Resignations from YIVO’s Board of Trustees and obfuscatory press releases followed. Meanwhile, its Winter/Spring 2020 newsletter carried the headline “500 Books from Chaim Grade’s Personal Collection Added to YIVO’s Library Catalog.” The article announced the establishment of the “Chaim Grade Memorial Library,” with an accompanying photo of a few books on a bookshelf. Readers who remembered that YIVO had won a protracted legal battle with Harvard and the National Library of Israel for the great Yiddish novelist’s library seven years ago might have wondered about Grade’s other 19,500 volumes and why YIVO chose to illustrate the news with four battered volumes of Goethe and one of Robert Wistrich’s many histories of antisemitism (currently available on Amazon for around $14). Grade was perhaps the most erudite Yiddish writer of the 20th century, so why use a picture of books one could pick up at an estate sale on the Upper West Side on any given Sunday? More pressingly, who will catalog the rest of them?

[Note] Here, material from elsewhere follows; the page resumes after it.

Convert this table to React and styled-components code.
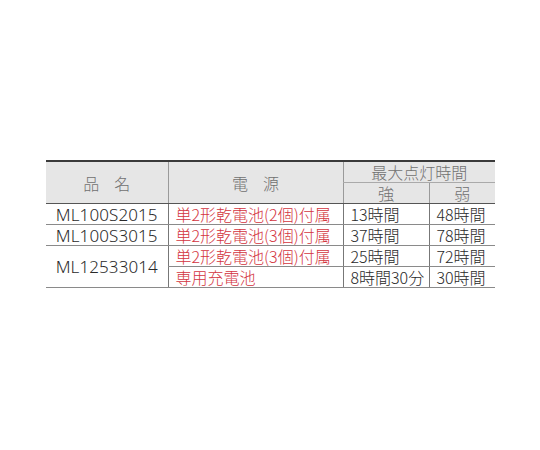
import React from "react";
import styled, { createGlobalStyle } from "styled-components";

const Global = createGlobalStyle`
  html, body { margin: 0; padding: 0; background: #fff; }
  body { font-family: "Noto Sans CJK JP", "Noto Sans", sans-serif; }
`;

const Page = styled.div`
  width: 540px;
  height: 450px;
  padding: 160px 0 0 46px;
  box-sizing: border-box;
`;

const Table = styled.table`
  width: 449px;
  border-collapse: collapse;
  table-layout: fixed;
  border-top: 2px solid #3a3a3a;
  border-bottom: 1px solid #8a8a8a;
  font-family: "Noto Sans CJK JP", sans-serif;
  font-weight: 300;
  font-size: 16px;
  color: #2a2a2a;
`;

const Head = styled.th`
  background: #e6e6e6;
  color: #707070;
  font-weight: 300;
  padding: 0 0 0 ${(p) => p.$ls || 0}px;
  height: ${(p) => p.$h || 20}px;
  line-height: 18px;
  text-align: center;
  letter-spacing: ${(p) => p.$ls || 0}px;
  border-left: ${(p) => (p.$first ? "none" : "1px solid #9a9a9a")};
  border-bottom: 1px solid ${(p) => p.$bottom || "#666"};
  font-size: 16px;
`;

const Cell = styled.td`
  padding: 0 0 0 ${(p) => (p.$center ? 0 : 7)}px;
  height: 20px;
  line-height: 18px;
  text-align: ${(p) => (p.$center ? "center" : "left")};
  color: ${(p) => (p.$red ? "#d3343e" : "#2a2a2a")};
  border-left: ${(p) => (p.$first ? "none" : "1px solid #777")};
  border-bottom: 1px solid #8a8a8a;
  white-space: nowrap;
  overflow: visible;
`;

const Model = styled.span`
  font-family: "Noto Sans", "Noto Sans CJK JP", sans-serif;
  font-weight: 300;
  font-size: 17px;
  letter-spacing: 0.1px;
`;

const rows = [
  { model: "ML100S2015", power: "単2形乾電池(2個)付属", hi: "13時間", lo: "48時間" },
  { model: "ML100S3015", power: "単2形乾電池(3個)付属", hi: "37時間", lo: "78時間" },
];

export default function App() {
  return (
    <>
      <Global />
      <Page>
        <Table>
          <colgroup>
            <col style={{ width: "122px" }} />
            <col style={{ width: "175px" }} />
            <col style={{ width: "86px" }} />
            <col style={{ width: "66px" }} />
          </colgroup>
          <thead>
            <tr>
              <Head $first rowSpan={2} $ls={15} $bottom="#555">品名</Head>
              <Head rowSpan={2} $ls={15} $bottom="#555">電源</Head>
              <Head colSpan={2} $h={20} $bottom="#aaa">最大点灯時間</Head>
            </tr>
            <tr>
              <Head $h={20} $bottom="#555">強</Head>
              <Head $h={20} $bottom="#555">弱</Head>
            </tr>
          </thead>
          <tbody>
            {rows.map((r) => (
              <tr key={r.model}>
                <Cell $first $center><Model>{r.model}</Model></Cell>
                <Cell $red>{r.power}</Cell>
                <Cell>{r.hi}</Cell>
                <Cell>{r.lo}</Cell>
              </tr>
            ))}
            <tr>
              <Cell $first $center rowSpan={2}><Model>ML12533014</Model></Cell>
              <Cell $red>単2形乾電池(3個)付属</Cell>
              <Cell>25時間</Cell>
              <Cell>72時間</Cell>
            </tr>
            <tr>
              <Cell $red>専用充電池</Cell>
              <Cell>8時間30分</Cell>
              <Cell>30時間</Cell>
            </tr>
          </tbody>
        </Table>
      </Page>
    </>
  );
}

Since its 1925 founding in Vilna (then Wilno, Poland; today Vilnius, Lithuania) to the present—and despite the destruction of its headquarters by the Nazis in 1941 and its displacement to New York City—YIVO has been the world’s premier center for academic research in every aspect of Yiddish studies. YIVO’s almost half a million books, along with the researchers who need to consult them, are today suddenly sheep without a shepherd.
The most treasured part of YIVO’s present-day library—named the Vilna Collection—consists, quite literally, of Holocaust survivors. These books and manuscripts are the most valuable bibliographic remnants of the vanished civilization of Eastern European Jewry. They were salvaged from destruction and shipped to Frankfurt by their Nazi plunderers for preservation in Hitler’s planned Institute for the Study of the Jewish Question. While many of these salvaged books belonged to YIVO’s prewar library in Vilna, the lion’s share had been looted from Vilna’s Strashun Library—the world’s richest and most celebrated prewar Jewish public library. As Dan Rabinowitz’s new and remarkable history of that “lost library” documents, the manner in which YIVO attained ownership in 1947 of some 27,000 Strashun Library books, including many from the personal library of its founder, Mattityahu Strashun, is a fascinating and ultimately inspiring (if not entirely legal) story.
Di Strashun Bibliotek, as it was known in Yiddish, had been by far the most accessible of all the world’s prewar Jewish research libraries. Its genuinely fabled reading room was a haven of Jewish intellectual pluralism. Pious rabbis were commonly seated alongside young, secular, bareheaded male and female readers on the benches flanking the reading room’s perennially crammed tables.
The core of the Strashun Library consisted of rabbinic tomes and Hebrew literature, from medieval to modern (although it included books in a dozen or so languages, the percentage of Yiddish books in its collection was surprisingly small). Head librarian Khaykl Lunski, a bearded, pious, yet thoroughly ecumenical Jew, wasalways standing on duty—even on Shabbat, after shul (the library was open, but pens and pencils were banned)—to help his patrons.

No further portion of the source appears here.